Output the first line of the listing and each line after it, up to and including the line that contains "</wizard-window>", exactly as written, minus the pictures.

** start Data block **

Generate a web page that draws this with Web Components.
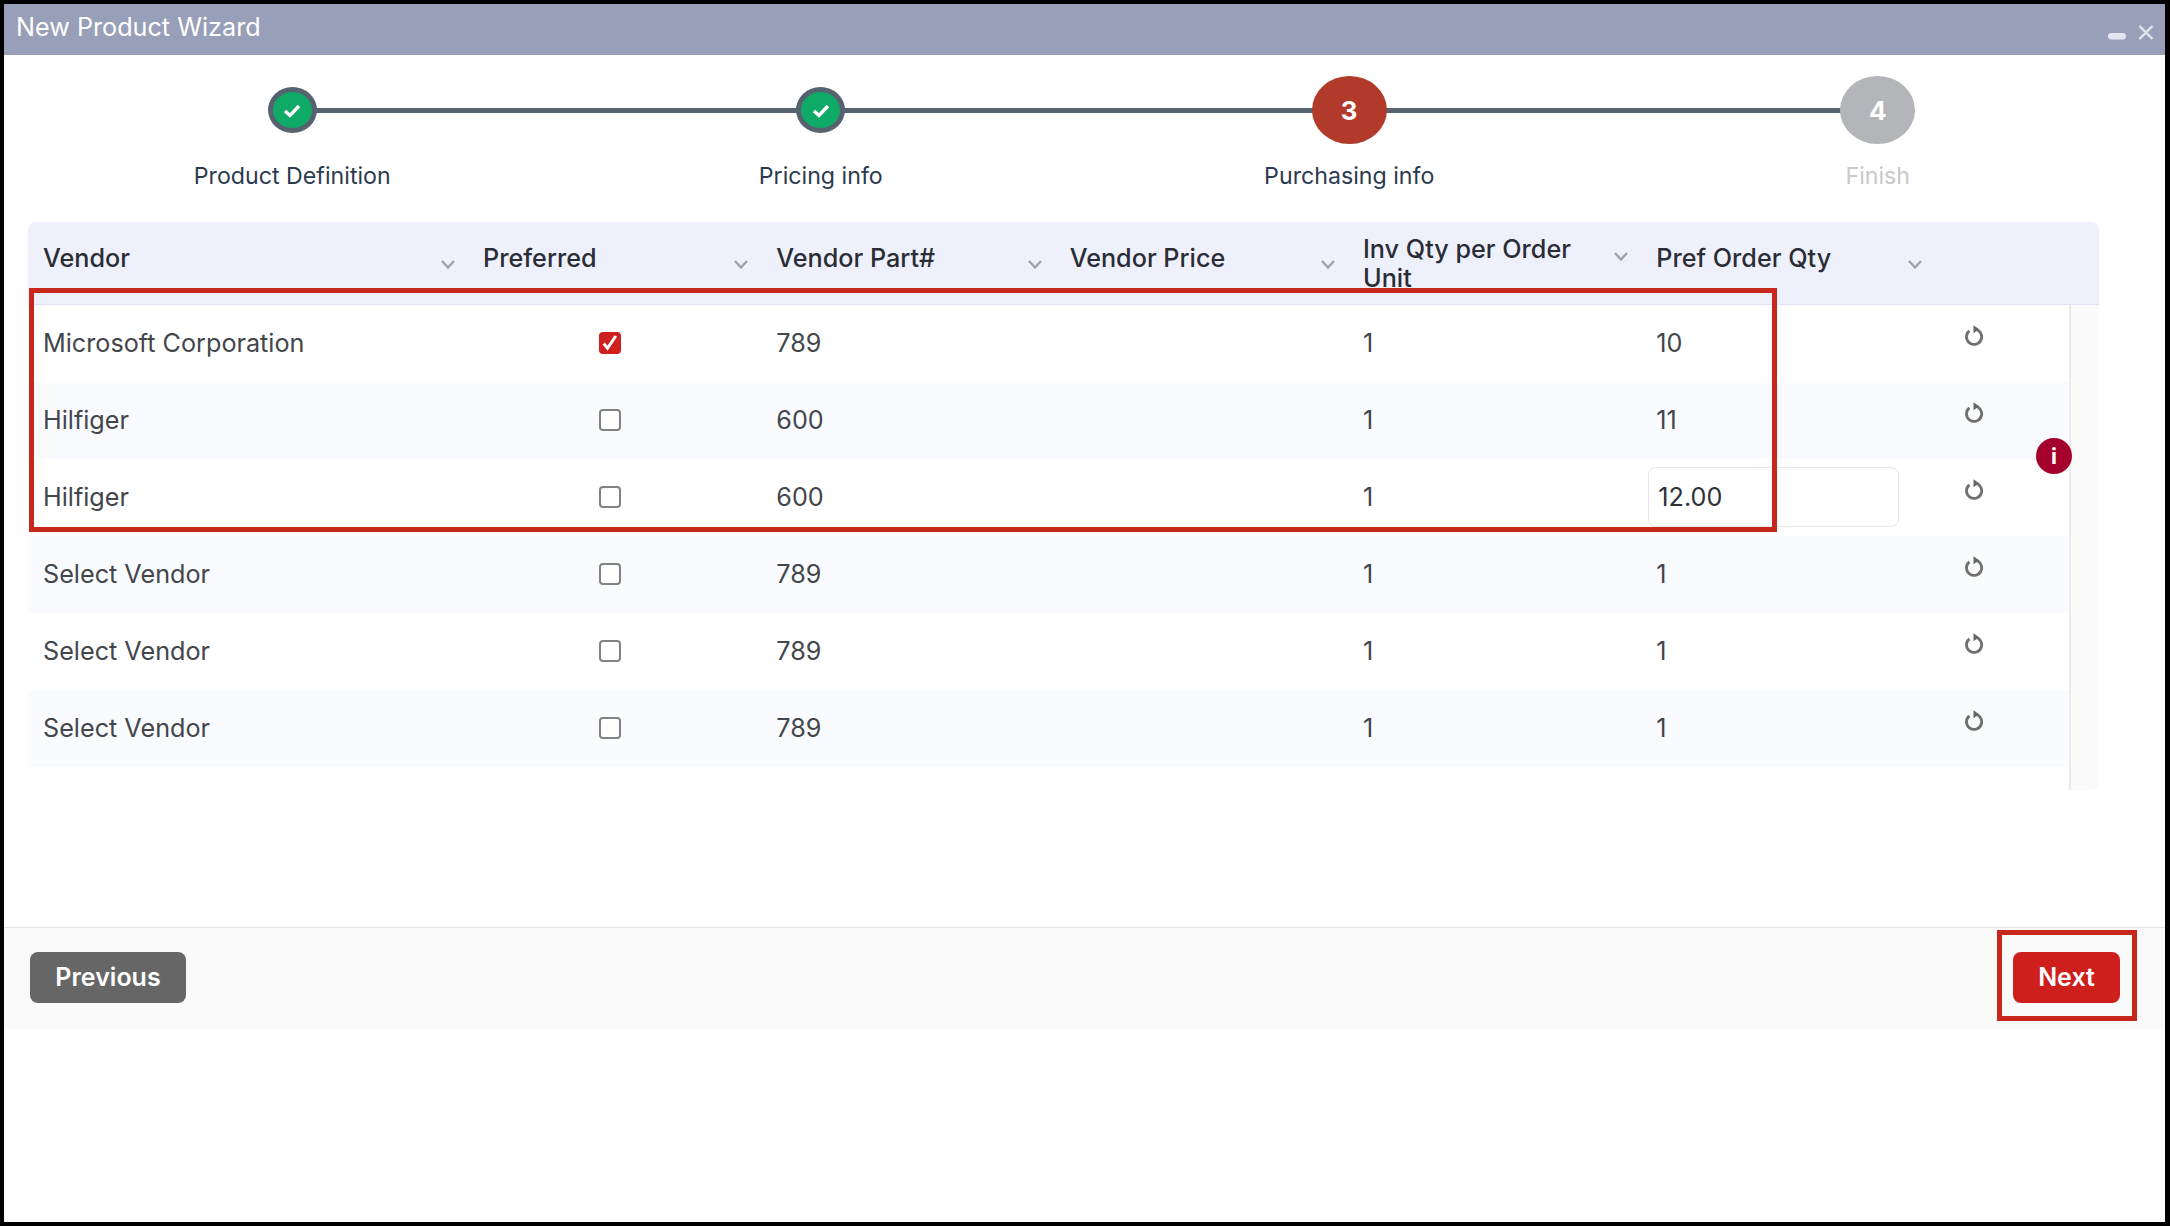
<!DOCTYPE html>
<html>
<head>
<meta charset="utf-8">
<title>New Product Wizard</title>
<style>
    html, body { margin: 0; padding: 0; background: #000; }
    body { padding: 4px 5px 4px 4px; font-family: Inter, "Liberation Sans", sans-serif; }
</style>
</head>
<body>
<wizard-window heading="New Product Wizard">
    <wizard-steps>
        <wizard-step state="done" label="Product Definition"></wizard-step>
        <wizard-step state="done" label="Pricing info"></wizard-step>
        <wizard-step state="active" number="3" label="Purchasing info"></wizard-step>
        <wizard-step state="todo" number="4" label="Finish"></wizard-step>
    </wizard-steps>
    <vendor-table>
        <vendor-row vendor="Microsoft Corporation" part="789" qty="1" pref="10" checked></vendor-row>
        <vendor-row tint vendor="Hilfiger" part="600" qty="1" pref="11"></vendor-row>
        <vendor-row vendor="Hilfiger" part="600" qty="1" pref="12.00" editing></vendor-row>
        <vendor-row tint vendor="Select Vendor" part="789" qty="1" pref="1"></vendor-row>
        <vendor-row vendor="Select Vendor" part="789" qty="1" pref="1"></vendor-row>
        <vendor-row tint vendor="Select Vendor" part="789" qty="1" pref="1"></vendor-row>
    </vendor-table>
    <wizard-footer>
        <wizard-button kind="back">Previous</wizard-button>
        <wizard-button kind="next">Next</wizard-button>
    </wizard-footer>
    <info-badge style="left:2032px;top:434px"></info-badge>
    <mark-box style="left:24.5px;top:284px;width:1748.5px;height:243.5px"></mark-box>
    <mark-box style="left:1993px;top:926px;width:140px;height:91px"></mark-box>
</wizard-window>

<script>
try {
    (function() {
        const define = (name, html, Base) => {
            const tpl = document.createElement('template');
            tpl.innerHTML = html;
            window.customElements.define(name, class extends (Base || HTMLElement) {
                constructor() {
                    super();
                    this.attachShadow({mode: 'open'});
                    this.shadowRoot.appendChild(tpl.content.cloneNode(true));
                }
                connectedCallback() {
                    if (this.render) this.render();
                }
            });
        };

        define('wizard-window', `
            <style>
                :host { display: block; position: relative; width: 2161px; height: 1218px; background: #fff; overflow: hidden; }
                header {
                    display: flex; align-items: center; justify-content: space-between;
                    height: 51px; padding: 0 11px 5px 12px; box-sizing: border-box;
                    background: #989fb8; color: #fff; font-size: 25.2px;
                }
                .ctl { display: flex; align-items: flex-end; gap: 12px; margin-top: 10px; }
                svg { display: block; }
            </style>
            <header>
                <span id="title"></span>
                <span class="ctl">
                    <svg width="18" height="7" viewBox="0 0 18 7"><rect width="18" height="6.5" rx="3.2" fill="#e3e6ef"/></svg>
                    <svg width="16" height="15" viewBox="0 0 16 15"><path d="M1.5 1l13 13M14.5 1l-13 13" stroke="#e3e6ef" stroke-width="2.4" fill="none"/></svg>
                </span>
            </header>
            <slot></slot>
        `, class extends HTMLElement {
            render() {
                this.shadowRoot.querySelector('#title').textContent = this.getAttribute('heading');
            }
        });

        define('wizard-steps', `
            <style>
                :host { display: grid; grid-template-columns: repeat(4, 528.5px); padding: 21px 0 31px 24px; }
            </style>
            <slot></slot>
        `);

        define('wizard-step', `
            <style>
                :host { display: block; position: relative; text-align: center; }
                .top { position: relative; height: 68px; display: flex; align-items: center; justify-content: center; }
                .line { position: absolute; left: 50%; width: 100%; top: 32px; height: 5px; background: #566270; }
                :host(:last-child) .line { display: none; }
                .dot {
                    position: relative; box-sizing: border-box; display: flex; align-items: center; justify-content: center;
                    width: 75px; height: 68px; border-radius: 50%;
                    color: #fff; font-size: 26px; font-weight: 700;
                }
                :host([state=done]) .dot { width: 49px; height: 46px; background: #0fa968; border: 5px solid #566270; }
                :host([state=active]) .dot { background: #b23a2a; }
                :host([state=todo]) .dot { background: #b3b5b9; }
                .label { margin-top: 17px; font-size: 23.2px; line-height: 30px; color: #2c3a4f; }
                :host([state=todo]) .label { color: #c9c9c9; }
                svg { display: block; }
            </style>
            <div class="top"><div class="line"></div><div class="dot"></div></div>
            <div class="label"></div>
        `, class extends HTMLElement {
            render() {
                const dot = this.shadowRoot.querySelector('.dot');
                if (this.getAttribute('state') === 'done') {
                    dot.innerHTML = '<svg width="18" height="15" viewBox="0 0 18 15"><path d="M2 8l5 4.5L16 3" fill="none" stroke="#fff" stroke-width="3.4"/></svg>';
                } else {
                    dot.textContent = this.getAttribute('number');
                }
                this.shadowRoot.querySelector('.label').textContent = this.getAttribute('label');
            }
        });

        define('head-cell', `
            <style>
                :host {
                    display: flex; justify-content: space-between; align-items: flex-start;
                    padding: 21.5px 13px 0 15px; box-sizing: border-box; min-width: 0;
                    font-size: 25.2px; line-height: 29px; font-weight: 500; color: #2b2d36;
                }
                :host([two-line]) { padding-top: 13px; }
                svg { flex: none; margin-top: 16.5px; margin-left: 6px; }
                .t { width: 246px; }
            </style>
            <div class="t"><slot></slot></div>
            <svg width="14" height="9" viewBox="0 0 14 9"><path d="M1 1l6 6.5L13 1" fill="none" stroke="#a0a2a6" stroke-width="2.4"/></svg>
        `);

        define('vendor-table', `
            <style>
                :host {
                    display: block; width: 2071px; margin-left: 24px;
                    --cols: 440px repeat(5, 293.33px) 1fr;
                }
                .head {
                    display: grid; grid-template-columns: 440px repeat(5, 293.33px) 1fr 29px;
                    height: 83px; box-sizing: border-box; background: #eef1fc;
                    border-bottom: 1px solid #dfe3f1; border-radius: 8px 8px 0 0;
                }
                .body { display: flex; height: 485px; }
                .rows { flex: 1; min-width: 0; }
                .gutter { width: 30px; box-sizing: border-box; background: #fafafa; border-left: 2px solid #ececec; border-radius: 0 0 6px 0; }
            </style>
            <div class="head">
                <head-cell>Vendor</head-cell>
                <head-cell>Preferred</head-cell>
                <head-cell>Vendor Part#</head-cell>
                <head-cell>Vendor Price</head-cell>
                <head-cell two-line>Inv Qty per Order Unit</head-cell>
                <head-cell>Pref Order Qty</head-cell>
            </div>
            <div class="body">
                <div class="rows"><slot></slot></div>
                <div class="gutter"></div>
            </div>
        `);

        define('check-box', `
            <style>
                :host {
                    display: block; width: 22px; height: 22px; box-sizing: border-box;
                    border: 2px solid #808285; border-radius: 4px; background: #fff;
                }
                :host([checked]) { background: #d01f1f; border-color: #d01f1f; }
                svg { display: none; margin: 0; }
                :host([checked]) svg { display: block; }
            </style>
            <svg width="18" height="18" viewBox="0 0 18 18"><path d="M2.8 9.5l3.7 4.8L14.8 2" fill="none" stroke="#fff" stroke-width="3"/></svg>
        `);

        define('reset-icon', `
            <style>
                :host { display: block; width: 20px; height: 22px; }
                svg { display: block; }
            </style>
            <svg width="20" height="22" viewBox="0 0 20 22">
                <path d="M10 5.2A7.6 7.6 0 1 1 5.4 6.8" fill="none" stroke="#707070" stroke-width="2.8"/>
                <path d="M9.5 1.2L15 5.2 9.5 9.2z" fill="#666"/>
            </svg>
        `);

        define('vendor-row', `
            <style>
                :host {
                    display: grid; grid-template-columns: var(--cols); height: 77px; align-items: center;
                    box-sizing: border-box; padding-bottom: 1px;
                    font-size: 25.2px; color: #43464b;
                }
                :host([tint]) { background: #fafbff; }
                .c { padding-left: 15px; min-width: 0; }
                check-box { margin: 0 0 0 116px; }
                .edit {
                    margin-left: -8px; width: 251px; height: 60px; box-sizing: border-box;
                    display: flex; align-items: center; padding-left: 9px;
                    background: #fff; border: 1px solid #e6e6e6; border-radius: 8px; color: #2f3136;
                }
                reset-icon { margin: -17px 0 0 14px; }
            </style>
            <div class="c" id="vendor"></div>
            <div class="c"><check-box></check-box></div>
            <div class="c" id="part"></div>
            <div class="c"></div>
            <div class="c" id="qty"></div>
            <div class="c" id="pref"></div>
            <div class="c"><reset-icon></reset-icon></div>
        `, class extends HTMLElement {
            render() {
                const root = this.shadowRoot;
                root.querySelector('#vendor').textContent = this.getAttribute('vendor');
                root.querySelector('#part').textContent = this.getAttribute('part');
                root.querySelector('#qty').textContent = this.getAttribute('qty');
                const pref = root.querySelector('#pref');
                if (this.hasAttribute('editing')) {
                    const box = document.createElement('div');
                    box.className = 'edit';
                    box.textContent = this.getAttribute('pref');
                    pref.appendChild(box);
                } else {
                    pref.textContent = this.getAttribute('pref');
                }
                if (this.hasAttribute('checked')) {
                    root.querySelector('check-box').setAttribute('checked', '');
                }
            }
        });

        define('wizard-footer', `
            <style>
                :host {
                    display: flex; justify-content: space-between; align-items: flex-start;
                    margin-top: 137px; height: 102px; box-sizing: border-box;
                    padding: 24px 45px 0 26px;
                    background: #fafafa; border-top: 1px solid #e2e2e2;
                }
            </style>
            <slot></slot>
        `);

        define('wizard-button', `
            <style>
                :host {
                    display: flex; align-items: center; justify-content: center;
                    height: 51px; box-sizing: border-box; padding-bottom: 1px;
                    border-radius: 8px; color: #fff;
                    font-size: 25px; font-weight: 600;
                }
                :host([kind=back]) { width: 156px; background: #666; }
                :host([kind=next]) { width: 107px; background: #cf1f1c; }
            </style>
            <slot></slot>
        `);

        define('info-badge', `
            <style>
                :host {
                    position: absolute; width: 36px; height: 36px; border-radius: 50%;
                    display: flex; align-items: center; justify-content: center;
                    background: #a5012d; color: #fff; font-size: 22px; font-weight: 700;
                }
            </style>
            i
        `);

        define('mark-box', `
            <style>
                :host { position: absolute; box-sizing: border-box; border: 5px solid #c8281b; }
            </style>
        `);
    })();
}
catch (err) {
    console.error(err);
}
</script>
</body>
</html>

** end Data block **

Correct response:
Generate a web page that draws this with Web Components.
<!DOCTYPE html>
<html>
<head>
<meta charset="utf-8">
<title>New Product Wizard</title>
<style>
    html, body { margin: 0; padding: 0; background: #000; }
    body { padding: 4px 5px 4px 4px; font-family: Inter, "Liberation Sans", sans-serif; }
</style>
</head>
<body>
<wizard-window heading="New Product Wizard">
    <wizard-steps>
        <wizard-step state="done" label="Product Definition"></wizard-step>
        <wizard-step state="done" label="Pricing info"></wizard-step>
        <wizard-step state="active" number="3" label="Purchasing info"></wizard-step>
        <wizard-step state="todo" number="4" label="Finish"></wizard-step>
    </wizard-steps>
    <vendor-table>
        <vendor-row vendor="Microsoft Corporation" part="789" qty="1" pref="10" checked></vendor-row>
        <vendor-row tint vendor="Hilfiger" part="600" qty="1" pref="11"></vendor-row>
        <vendor-row vendor="Hilfiger" part="600" qty="1" pref="12.00" editing></vendor-row>
        <vendor-row tint vendor="Select Vendor" part="789" qty="1" pref="1"></vendor-row>
        <vendor-row vendor="Select Vendor" part="789" qty="1" pref="1"></vendor-row>
        <vendor-row tint vendor="Select Vendor" part="789" qty="1" pref="1"></vendor-row>
    </vendor-table>
    <wizard-footer>
        <wizard-button kind="back">Previous</wizard-button>
        <wizard-button kind="next">Next</wizard-button>
    </wizard-footer>
    <info-badge style="left:2032px;top:434px"></info-badge>
    <mark-box style="left:24.5px;top:284px;width:1748.5px;height:243.5px"></mark-box>
    <mark-box style="left:1993px;top:926px;width:140px;height:91px"></mark-box>
</wizard-window>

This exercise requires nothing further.